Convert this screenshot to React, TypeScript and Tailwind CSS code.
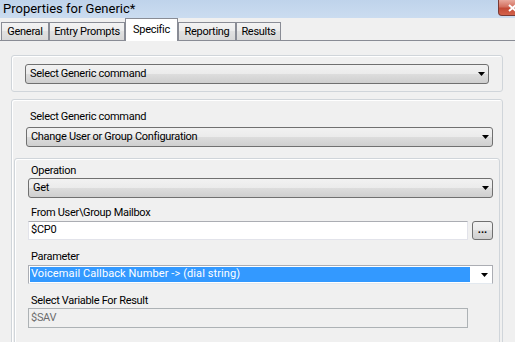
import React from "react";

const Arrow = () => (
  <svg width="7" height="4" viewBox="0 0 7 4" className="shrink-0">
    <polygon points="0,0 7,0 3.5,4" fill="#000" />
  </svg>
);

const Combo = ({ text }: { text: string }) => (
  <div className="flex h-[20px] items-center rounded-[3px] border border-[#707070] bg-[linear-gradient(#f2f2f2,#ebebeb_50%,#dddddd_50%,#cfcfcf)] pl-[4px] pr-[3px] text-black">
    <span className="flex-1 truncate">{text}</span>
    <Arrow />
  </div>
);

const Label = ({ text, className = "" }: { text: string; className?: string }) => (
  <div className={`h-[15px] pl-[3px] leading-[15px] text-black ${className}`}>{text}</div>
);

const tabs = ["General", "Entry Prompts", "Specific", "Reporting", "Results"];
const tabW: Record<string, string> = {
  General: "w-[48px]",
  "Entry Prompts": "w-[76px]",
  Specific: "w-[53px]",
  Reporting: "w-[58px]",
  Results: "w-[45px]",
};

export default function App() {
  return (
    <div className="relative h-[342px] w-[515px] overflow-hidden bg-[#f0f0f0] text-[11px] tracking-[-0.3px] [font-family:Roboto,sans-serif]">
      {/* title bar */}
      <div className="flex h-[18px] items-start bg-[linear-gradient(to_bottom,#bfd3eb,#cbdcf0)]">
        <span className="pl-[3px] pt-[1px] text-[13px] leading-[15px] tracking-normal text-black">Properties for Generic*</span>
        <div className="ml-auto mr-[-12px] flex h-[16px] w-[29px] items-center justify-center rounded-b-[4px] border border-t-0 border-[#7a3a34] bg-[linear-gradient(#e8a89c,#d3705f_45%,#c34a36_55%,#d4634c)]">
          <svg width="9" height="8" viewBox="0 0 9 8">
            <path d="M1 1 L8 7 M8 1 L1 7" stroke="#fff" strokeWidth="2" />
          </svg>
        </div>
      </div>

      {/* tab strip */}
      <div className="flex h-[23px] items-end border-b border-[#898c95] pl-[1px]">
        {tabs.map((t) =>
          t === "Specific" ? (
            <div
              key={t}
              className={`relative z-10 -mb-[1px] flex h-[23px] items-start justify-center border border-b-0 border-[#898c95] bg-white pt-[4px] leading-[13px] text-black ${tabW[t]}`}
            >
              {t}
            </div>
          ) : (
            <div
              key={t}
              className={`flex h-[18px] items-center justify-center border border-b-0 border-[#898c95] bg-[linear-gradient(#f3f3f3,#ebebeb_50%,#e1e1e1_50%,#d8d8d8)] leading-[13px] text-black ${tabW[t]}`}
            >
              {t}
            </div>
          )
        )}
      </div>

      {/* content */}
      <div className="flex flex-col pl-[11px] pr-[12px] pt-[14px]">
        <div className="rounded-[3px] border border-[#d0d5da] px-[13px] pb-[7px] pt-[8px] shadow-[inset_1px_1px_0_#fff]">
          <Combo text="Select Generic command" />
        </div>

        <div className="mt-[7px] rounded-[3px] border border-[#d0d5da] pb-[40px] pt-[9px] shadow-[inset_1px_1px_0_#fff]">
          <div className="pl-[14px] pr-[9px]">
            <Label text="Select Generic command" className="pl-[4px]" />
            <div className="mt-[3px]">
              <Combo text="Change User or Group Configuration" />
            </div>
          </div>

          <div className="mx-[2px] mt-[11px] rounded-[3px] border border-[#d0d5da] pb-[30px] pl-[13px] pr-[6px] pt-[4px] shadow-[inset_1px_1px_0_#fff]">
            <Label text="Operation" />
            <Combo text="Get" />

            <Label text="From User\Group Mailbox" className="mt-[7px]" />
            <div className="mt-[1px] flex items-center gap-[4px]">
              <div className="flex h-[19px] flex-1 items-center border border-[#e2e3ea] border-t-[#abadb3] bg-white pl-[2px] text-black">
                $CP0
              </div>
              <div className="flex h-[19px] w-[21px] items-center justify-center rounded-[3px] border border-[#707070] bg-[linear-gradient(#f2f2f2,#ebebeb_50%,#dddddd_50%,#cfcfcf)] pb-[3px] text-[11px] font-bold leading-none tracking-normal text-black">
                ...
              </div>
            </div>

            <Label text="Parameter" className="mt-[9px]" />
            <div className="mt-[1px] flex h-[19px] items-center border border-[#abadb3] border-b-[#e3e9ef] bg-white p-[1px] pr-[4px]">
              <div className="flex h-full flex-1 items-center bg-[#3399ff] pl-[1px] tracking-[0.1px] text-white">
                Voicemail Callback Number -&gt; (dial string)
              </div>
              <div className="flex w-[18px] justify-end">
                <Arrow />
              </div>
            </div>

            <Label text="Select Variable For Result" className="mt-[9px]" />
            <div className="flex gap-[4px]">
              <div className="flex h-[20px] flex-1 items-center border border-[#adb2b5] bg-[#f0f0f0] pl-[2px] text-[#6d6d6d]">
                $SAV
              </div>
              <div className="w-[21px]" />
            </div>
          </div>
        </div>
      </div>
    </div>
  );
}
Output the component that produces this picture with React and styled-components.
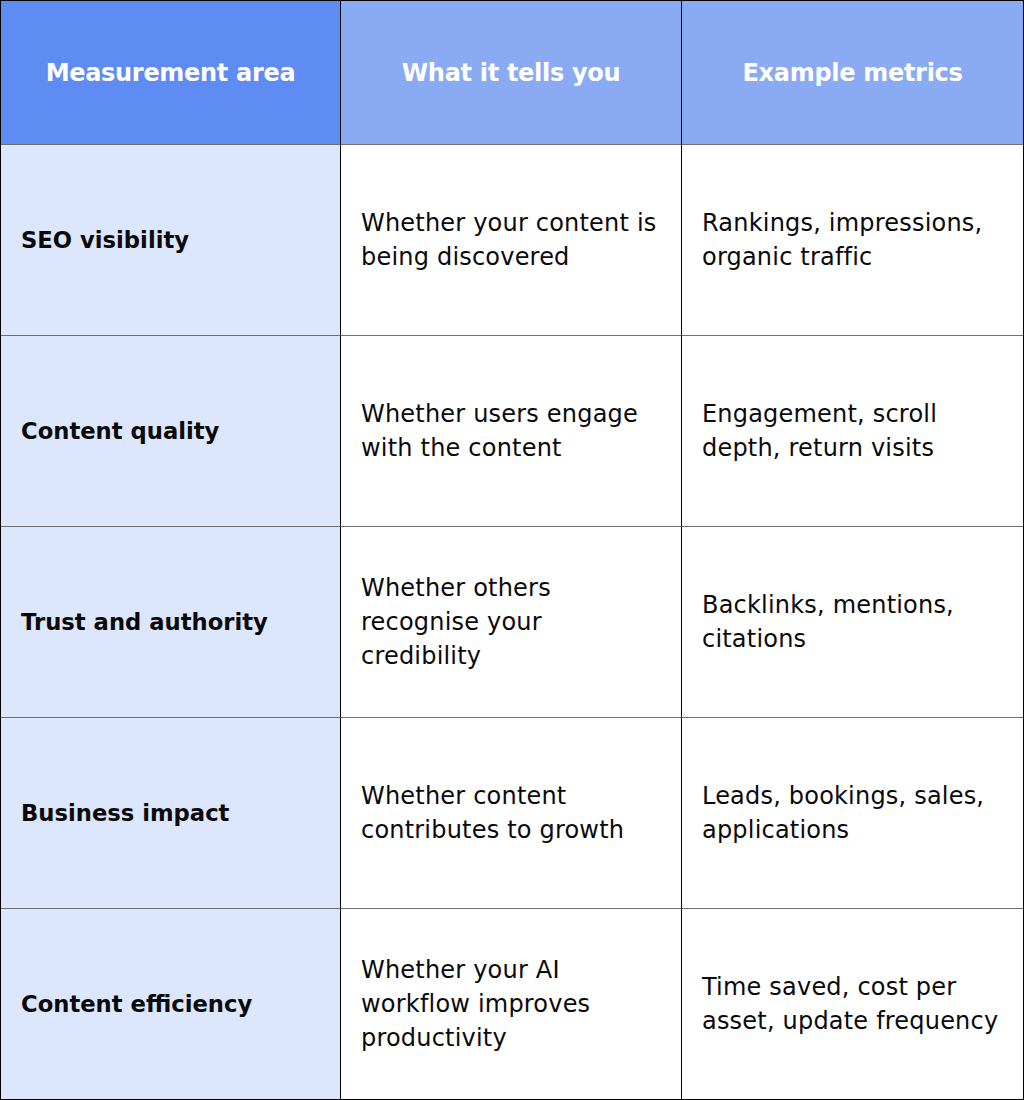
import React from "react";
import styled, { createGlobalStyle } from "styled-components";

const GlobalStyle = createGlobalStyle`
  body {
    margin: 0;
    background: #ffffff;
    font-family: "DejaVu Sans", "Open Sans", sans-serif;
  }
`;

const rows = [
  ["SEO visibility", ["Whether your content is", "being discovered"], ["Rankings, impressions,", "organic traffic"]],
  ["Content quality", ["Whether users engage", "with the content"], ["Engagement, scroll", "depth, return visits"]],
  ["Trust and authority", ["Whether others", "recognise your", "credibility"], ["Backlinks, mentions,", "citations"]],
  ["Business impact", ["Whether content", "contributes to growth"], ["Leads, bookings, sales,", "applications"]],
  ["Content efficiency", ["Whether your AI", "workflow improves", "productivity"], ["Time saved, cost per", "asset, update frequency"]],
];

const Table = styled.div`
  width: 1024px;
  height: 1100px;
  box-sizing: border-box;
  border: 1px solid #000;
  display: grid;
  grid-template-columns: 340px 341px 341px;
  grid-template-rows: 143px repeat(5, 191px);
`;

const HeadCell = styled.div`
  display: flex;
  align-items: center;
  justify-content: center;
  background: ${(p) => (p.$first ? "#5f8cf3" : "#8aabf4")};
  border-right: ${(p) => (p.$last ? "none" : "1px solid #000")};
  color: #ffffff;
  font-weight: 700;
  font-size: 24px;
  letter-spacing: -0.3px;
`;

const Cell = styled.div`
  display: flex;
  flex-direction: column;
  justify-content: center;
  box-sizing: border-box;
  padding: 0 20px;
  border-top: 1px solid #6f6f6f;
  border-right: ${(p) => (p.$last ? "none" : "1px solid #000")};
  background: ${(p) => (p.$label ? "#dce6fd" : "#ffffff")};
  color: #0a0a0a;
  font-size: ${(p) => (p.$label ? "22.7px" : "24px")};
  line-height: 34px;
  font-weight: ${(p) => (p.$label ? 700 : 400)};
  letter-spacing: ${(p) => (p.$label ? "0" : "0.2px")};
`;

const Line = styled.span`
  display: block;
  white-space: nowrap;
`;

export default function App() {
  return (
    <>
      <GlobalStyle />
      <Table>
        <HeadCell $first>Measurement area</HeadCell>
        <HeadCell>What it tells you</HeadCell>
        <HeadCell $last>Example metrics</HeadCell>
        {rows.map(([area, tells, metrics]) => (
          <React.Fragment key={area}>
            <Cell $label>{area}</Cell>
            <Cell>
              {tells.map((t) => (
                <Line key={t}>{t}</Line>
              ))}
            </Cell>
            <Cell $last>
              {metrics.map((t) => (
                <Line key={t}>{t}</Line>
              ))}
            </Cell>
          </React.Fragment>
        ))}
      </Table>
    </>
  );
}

Directions for this task:
Without the pictures, transcribe the listing above exactly.

Complete response:
Convert this screenshot to React, TypeScript and Tailwind CSS code.
import React from "react";

const Arrow = () => (
  <svg width="7" height="4" viewBox="0 0 7 4" className="shrink-0">
    <polygon points="0,0 7,0 3.5,4" fill="#000" />
  </svg>
);

const Combo = ({ text }: { text: string }) => (
  <div className="flex h-[20px] items-center rounded-[3px] border border-[#707070] bg-[linear-gradient(#f2f2f2,#ebebeb_50%,#dddddd_50%,#cfcfcf)] pl-[4px] pr-[3px] text-black">
    <span className="flex-1 truncate">{text}</span>
    <Arrow />
  </div>
);

const Label = ({ text, className = "" }: { text: string; className?: string }) => (
  <div className={`h-[15px] pl-[3px] leading-[15px] text-black ${className}`}>{text}</div>
);

const tabs = ["General", "Entry Prompts", "Specific", "Reporting", "Results"];
const tabW: Record<string, string> = {
  General: "w-[48px]",
  "Entry Prompts": "w-[76px]",
  Specific: "w-[53px]",
  Reporting: "w-[58px]",
  Results: "w-[45px]",
};

export default function App() {
  return (
    <div className="relative h-[342px] w-[515px] overflow-hidden bg-[#f0f0f0] text-[11px] tracking-[-0.3px] [font-family:Roboto,sans-serif]">
      {/* title bar */}
      <div className="flex h-[18px] items-start bg-[linear-gradient(to_bottom,#bfd3eb,#cbdcf0)]">
        <span className="pl-[3px] pt-[1px] text-[13px] leading-[15px] tracking-normal text-black">Properties for Generic*</span>
        <div className="ml-auto mr-[-12px] flex h-[16px] w-[29px] items-center justify-center rounded-b-[4px] border border-t-0 border-[#7a3a34] bg-[linear-gradient(#e8a89c,#d3705f_45%,#c34a36_55%,#d4634c)]">
          <svg width="9" height="8" viewBox="0 0 9 8">
            <path d="M1 1 L8 7 M8 1 L1 7" stroke="#fff" strokeWidth="2" />
          </svg>
        </div>
      </div>

      {/* tab strip */}
      <div className="flex h-[23px] items-end border-b border-[#898c95] pl-[1px]">
        {tabs.map((t) =>
          t === "Specific" ? (
            <div
              key={t}
              className={`relative z-10 -mb-[1px] flex h-[23px] items-start justify-center border border-b-0 border-[#898c95] bg-white pt-[4px] leading-[13px] text-black ${tabW[t]}`}
            >
              {t}
            </div>
          ) : (
            <div
              key={t}
              className={`flex h-[18px] items-center justify-center border border-b-0 border-[#898c95] bg-[linear-gradient(#f3f3f3,#ebebeb_50%,#e1e1e1_50%,#d8d8d8)] leading-[13px] text-black ${tabW[t]}`}
            >
              {t}
            </div>
          )
        )}
      </div>

      {/* content */}
      <div className="flex flex-col pl-[11px] pr-[12px] pt-[14px]">
        <div className="rounded-[3px] border border-[#d0d5da] px-[13px] pb-[7px] pt-[8px] shadow-[inset_1px_1px_0_#fff]">
          <Combo text="Select Generic command" />
        </div>

        <div className="mt-[7px] rounded-[3px] border border-[#d0d5da] pb-[40px] pt-[9px] shadow-[inset_1px_1px_0_#fff]">
          <div className="pl-[14px] pr-[9px]">
            <Label text="Select Generic command" className="pl-[4px]" />
            <div className="mt-[3px]">
              <Combo text="Change User or Group Configuration" />
            </div>
          </div>

          <div className="mx-[2px] mt-[11px] rounded-[3px] border border-[#d0d5da] pb-[30px] pl-[13px] pr-[6px] pt-[4px] shadow-[inset_1px_1px_0_#fff]">
            <Label text="Operation" />
            <Combo text="Get" />

            <Label text="From User\Group Mailbox" className="mt-[7px]" />
            <div className="mt-[1px] flex items-center gap-[4px]">
              <div className="flex h-[19px] flex-1 items-center border border-[#e2e3ea] border-t-[#abadb3] bg-white pl-[2px] text-black">
                $CP0
              </div>
              <div className="flex h-[19px] w-[21px] items-center justify-center rounded-[3px] border border-[#707070] bg-[linear-gradient(#f2f2f2,#ebebeb_50%,#dddddd_50%,#cfcfcf)] pb-[3px] text-[11px] font-bold leading-none tracking-normal text-black">
                ...
              </div>
            </div>

            <Label text="Parameter" className="mt-[9px]" />
            <div className="mt-[1px] flex h-[19px] items-center border border-[#abadb3] border-b-[#e3e9ef] bg-white p-[1px] pr-[4px]">
              <div className="flex h-full flex-1 items-center bg-[#3399ff] pl-[1px] tracking-[0.1px] text-white">
                Voicemail Callback Number -&gt; (dial string)
              </div>
              <div className="flex w-[18px] justify-end">
                <Arrow />
              </div>
            </div>

            <Label text="Select Variable For Result" className="mt-[9px]" />
            <div className="flex gap-[4px]">
              <div className="flex h-[20px] flex-1 items-center border border-[#adb2b5] bg-[#f0f0f0] pl-[2px] text-[#6d6d6d]">
                $SAV
              </div>
              <div className="w-[21px]" />
            </div>
          </div>
        </div>
      </div>
    </div>
  );
}
Output the component that produces this picture with React and styled-components.
import React from "react";
import styled, { createGlobalStyle } from "styled-components";

const GlobalStyle = createGlobalStyle`
  body {
    margin: 0;
    background: #ffffff;
    font-family: "DejaVu Sans", "Open Sans", sans-serif;
  }
`;

const rows = [
  ["SEO visibility", ["Whether your content is", "being discovered"], ["Rankings, impressions,", "organic traffic"]],
  ["Content quality", ["Whether users engage", "with the content"], ["Engagement, scroll", "depth, return visits"]],
  ["Trust and authority", ["Whether others", "recognise your", "credibility"], ["Backlinks, mentions,", "citations"]],
  ["Business impact", ["Whether content", "contributes to growth"], ["Leads, bookings, sales,", "applications"]],
  ["Content efficiency", ["Whether your AI", "workflow improves", "productivity"], ["Time saved, cost per", "asset, update frequency"]],
];

const Table = styled.div`
  width: 1024px;
  height: 1100px;
  box-sizing: border-box;
  border: 1px solid #000;
  display: grid;
  grid-template-columns: 340px 341px 341px;
  grid-template-rows: 143px repeat(5, 191px);
`;

const HeadCell = styled.div`
  display: flex;
  align-items: center;
  justify-content: center;
  background: ${(p) => (p.$first ? "#5f8cf3" : "#8aabf4")};
  border-right: ${(p) => (p.$last ? "none" : "1px solid #000")};
  color: #ffffff;
  font-weight: 700;
  font-size: 24px;
  letter-spacing: -0.3px;
`;

const Cell = styled.div`
  display: flex;
  flex-direction: column;
  justify-content: center;
  box-sizing: border-box;
  padding: 0 20px;
  border-top: 1px solid #6f6f6f;
  border-right: ${(p) => (p.$last ? "none" : "1px solid #000")};
  background: ${(p) => (p.$label ? "#dce6fd" : "#ffffff")};
  color: #0a0a0a;
  font-size: ${(p) => (p.$label ? "22.7px" : "24px")};
  line-height: 34px;
  font-weight: ${(p) => (p.$label ? 700 : 400)};
  letter-spacing: ${(p) => (p.$label ? "0" : "0.2px")};
`;

const Line = styled.span`
  display: block;
  white-space: nowrap;
`;

export default function App() {
  return (
    <>
      <GlobalStyle />
      <Table>
        <HeadCell $first>Measurement area</HeadCell>
        <HeadCell>What it tells you</HeadCell>
        <HeadCell $last>Example metrics</HeadCell>
        {rows.map(([area, tells, metrics]) => (
          <React.Fragment key={area}>
            <Cell $label>{area}</Cell>
            <Cell>
              {tells.map((t) => (
                <Line key={t}>{t}</Line>
              ))}
            </Cell>
            <Cell $last>
              {metrics.map((t) => (
                <Line key={t}>{t}</Line>
              ))}
            </Cell>
          </React.Fragment>
        ))}
      </Table>
    </>
  );
}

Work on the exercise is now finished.